Her friend agreed. Both of them were young, female and black. As I paid for my cup of coffee I wanted to correct the young women. It is not true that we African-Americans don’t have any “real leaders” anymore, I was about to say. Unlike the 1960s, we have an abundance of blacks in top management and leading positions in corporations, universities, foundations and other institutions where we could barely have gotten jobs above the shoe-shining and floor-polishing level in the 1960s. We don’t need to wait for a black Moses to lead us to the Promised Land. We’re already getting there.

But I shut my mouth and put my big ears on.
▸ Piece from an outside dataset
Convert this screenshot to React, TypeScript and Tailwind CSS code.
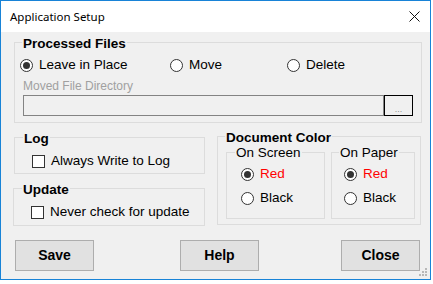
import React from "react";

function Radio({ label, checked, red }: { label: string; checked?: boolean; red?: boolean }) {
  return (
    <div className="flex items-center h-[16px] gap-[6px]">
      <span className="w-[13px] h-[13px] rounded-full border border-[#333333] bg-white flex items-center justify-center">
        {checked && <span className="w-[7px] h-[7px] rounded-full bg-[#333333]" />}
      </span>
      <span className={red ? "text-[#ff0000]" : "text-black"}>{label}</span>
    </div>
  );
}

function Check({ label }: { label: string }) {
  return (
    <div className="flex items-center h-[15px] gap-[6px]">
      <span className="w-[13px] h-[13px] border border-[#333333] bg-white" />
      <span>{label}</span>
    </div>
  );
}

function App() {
  return (
    <div
      className="w-[431px] h-[280px] border border-[#1883d7] flex flex-col text-[13.5px] text-black"
      style={{ fontFamily: '"Liberation Sans", Arial, sans-serif' }}
    >
      <div className="h-[31px] bg-white flex items-center justify-between pl-[9px] pr-[10px]">
        <span className="text-[11.5px]" style={{ fontFamily: '"Noto Sans", sans-serif' }}>
          Application Setup
        </span>
        <svg width="11" height="11" viewBox="0 0 11 11">
          <path d="M0.5 0.5 L10.5 10.5 M10.5 0.5 L0.5 10.5" stroke="#111" strokeWidth="1" />
        </svg>
      </div>

      <div className="h-[247px] bg-[#f0f0f0] relative flex flex-col pl-[13px] pr-[8px]">
        <fieldset className="mt-[2px] w-[408px] border border-[#dcdcdc]">
          <legend className="ml-[7px] px-[1px] pt-[3px] leading-[14px] font-bold">Processed Files</legend>
          <div className="flex flex-col pl-[5px] pb-[6px]">
            <div className="flex mt-[6px]">
              <div className="w-[150px]">
                <Radio label="Leave in Place" checked />
              </div>
              <div className="w-[117px]">
                <Radio label="Move" />
              </div>
              <Radio label="Delete" />
            </div>
            <div className="ml-[3px] mt-[6px] text-[12px] leading-[14px] text-[#a0a0a0]">Moved File Directory</div>
            <div className="flex ml-[3px] mt-[2px]">
              <div className="w-[361px] h-[21px] border border-[#838383] bg-[#f0f0f0]" />
              <div className="w-[29px] h-[21px] border border-black bg-[#f0f0f0] flex items-end justify-center text-[9px] leading-[12px] text-[#909090]">
                ...
              </div>
            </div>
          </div>
        </fieldset>

        <div className="flex items-start">
          <div className="flex flex-col w-[191px]">
            <fieldset className="mt-[6px] border border-[#dcdcdc]">
              <legend className="ml-[8px] px-[1px] pt-[3px] leading-[14px] font-bold">Log</legend>
              <div className="pl-[17px] mt-[8px] pb-[4px]">
                <Check label="Always Write to Log" />
              </div>
            </fieldset>
            <fieldset className="mt-[6px] -ml-px border border-[#dcdcdc]">
              <legend className="ml-[8px] px-[1px] pt-[3px] leading-[14px] font-bold">Update</legend>
              <div className="pl-[17px] mt-[8px] pb-[5px]">
                <Check label="Never check for update" />
              </div>
            </fieldset>
          </div>

          <fieldset className="mt-[5px] ml-[12px] w-[204px] border border-[#dcdcdc]">
            <legend className="ml-[7px] px-[1px] pt-[3px] leading-[14px] font-bold">Document Color</legend>
            <div className="flex pl-[8px] pr-[5px] pb-[5px] gap-[6px]">
              <fieldset className="w-[99px] border border-[#dcdcdc]">
                <legend className="ml-[8px] px-[1px] pt-[1px] leading-[14px]">On Screen</legend>
                <div className="flex flex-col pl-[14px] mt-[6px] gap-[8px] pb-[12px]">
                  <Radio label="Red" checked red />
                  <Radio label="Black" />
                </div>
              </fieldset>
              <fieldset className="w-[84px] border border-[#dcdcdc]">
                <legend className="ml-[7px] px-[1px] pt-[1px] leading-[14px]">On Paper</legend>
                <div className="flex flex-col pl-[12px] mt-[6px] gap-[8px] pb-[12px]">
                  <Radio label="Red" checked red />
                  <Radio label="Black" />
                </div>
              </fieldset>
            </div>
          </fieldset>
        </div>

        <div className="flex mt-[14px] pl-[1px] text-[14px] font-bold">
          <button className="w-[79px] h-[31px] border border-[#adadad] bg-[#e1e1e1]">Save</button>
          <button className="ml-[86px] w-[79px] h-[31px] border border-[#adadad] bg-[#e1e1e1]">Help</button>
          <button className="ml-[82px] w-[79px] h-[31px] border border-[#adadad] bg-[#e1e1e1]">Close</button>
        </div>

        <svg className="absolute right-[2px] bottom-[2px]" width="10" height="10" viewBox="0 0 10 10">
          <rect x="7" y="1" width="2" height="2" fill="#b8b8b8" />
          <rect x="4" y="4" width="2" height="2" fill="#b8b8b8" />
          <rect x="7" y="4" width="2" height="2" fill="#b8b8b8" />
          <rect x="1" y="7" width="2" height="2" fill="#b8b8b8" />
          <rect x="4" y="7" width="2" height="2" fill="#b8b8b8" />
          <rect x="7" y="7" width="2" height="2" fill="#b8b8b8" />
        </svg>
      </div>
    </div>
  );
}

export default App;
Instead of hearing only what she was saying, I listened to what she meant. She meant to say that it’s too bad African-Americans don’t have enough leaders who are less problematic than Al Sharpton.

Alfred Charles Sharpton Jr., with his famously processed mullet-style hair draped around his neck, is many things to many people.

To many, he is the black activist who has never apologized for his racially divisive involvement in the case of Tawana Brawley, a teenager from New York who in 1988 told of a gang rape that later proved to be untrue.

Many also remember how he urged Harlem blacks in 1995 to protest against the “white interloper” who owned a clothing store on 125th Street and had threatened to evict a black sub-tenant. Days after one of Sharpton’s supporters said “We are going to see that this cracker suffers,” a black man set fire to the store, killing seven employees and himself. Sharpton was not present and denies any responsibility for the tragedy.

To Democratic politicians like presidential candidates Al Gore and Bill Bradley and New York senatorial candidate Hillary Rodham Clinton, Sharpton’s “House of Justice” has become an obligatory stop on the campaign trail to build support among black voters. Confronted with Sharpton’s mixed record, the candidates insist Sharpton has evolved and matured from his wilder early days.

Yet to leading Republicans, Sharpton is a “wedge issue” that will divide Democratic candidates from mostly white swing voters. Republican presidential candidate John McCain, for example, called Sharpton one of the nation’s “agents of intolerance” on the “outer reaches of American politics.”

To many rank-and-file black Americans who work hard every day, Sharpton is no Martin Luther King Jr. But when some new offense has been leveled against the race, Sharpton often appears to be the best they are going to get. To see why Bradley, Gore and Hillary Rodham Clinton were reluctant to denounce Sharpton, look at what happened to John McCain after he denounced Pat Robertson and Jerry Falwell. McCain said he wants everyone to be held to a high moral compass, but McCain, in his zeal, violated the 1st Commandment of politics: Thou shalt not divide thy base.

Bill Clinton knows that. He criticized Jesse Jackson’s Rainbow Coalition in 1992 for including Sister Souljah as a speaker despite her inflammatory remarks about the Los Angeles riots. With that, Clinton distanced himself from the extremists in his party’s base without offending its sensible majority.

McCain tried to do that with Robertson and Falwell but overdid it. His comparison of the two to Sharpton and Nation of Islam leader Louis Farrakhan sparked a backlash even among some of McCain’s strongest fans.

Americans of all colors want to see if leaders of both parties can distance themselves from the excesses of their followers or if the leaders will only point fingers at the excesses of their rivals’ parties. If so, we may see Sharpton become this year’s version of the attack ads that spotlighted former Massachusetts Gov. Michael Dukakis for giving a prison furlough to Willie Horton, a black man who later raped and murdered.

Politics can unite or they can divide. If principled leaders duck and hide, Americans do not have only a black leadership shortage but we have a leadership shortage–period!

When principled leaders fail to rise, no one should be surprised that imperfect leaders fill the gap. Sharpton’s no dummy.